LAP値が正常範囲を超えて高かった!そのときどうすればいいの?

LAP値の場合、高値の異常のときには警戒が必要になります。ただし、少々正常範囲を超えて高値だったとしても、ほかに肝機能の異常が見られなければ、そこまで緊急を要する治療は行われません。

また、LAPはAST(GOT)、ALT(GPT)とともに、そして飲酒習慣がある人はγGTPとも一緒に上昇しやすいので、これらがすべて「やや高い」というケースでも、積極的治療は行われません。

ただ、正常範囲を超えているということは、リスク因子がはっきりしたことにはなりますので、経過観察とともに、少し間を空けてから再検査したほうがよいでしょう。

深刻ま場合もある高値上昇が見られるケースでは、まずはどの部分で胆汁うっ滞が起こっているのかをつきとめ、胆道拡張などの治療が必要になります。

それと同時に、結石や炎症、がんの有無などを調べるための精密な検査が必要になります。結果が分かり次第、そちらの治療を行いながら、胆汁うっ滞のコントロールを行います。

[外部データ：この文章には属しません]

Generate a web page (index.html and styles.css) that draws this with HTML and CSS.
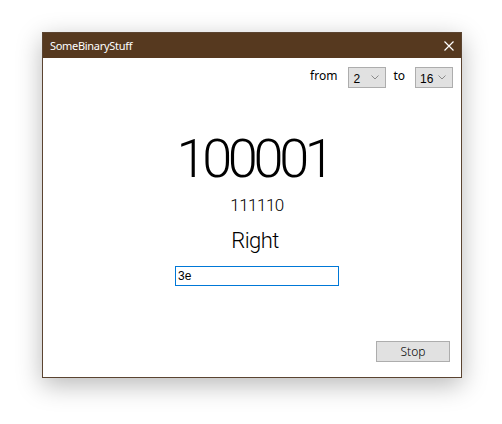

そして、強い黄疸が現れているケースでは、肝臓外で胆汁うっ滞が起こっている可能性もあります。この場合は、外部から強制的に胆汁を排出する外科療法(経皮経肝胆道ドレナージ)を採用する可能性もあります。

マーカーとして有能なLAP値に注意しましょう!

検査項目はどれも疾患のマーカーとしての役割が大きいですが、LAPにはその用途というか、いろいろな病気とかかわっているという意味で、LAP値は非常に有能な疾患マーカーであるといえます。

基本的にはそこまで注目される検査項目ではないかもしれませんが、いろいろな可能性を秘めている以上、検査をしたときくらいはちょっと目に入れておくくらいのケアは必要になるでしょう。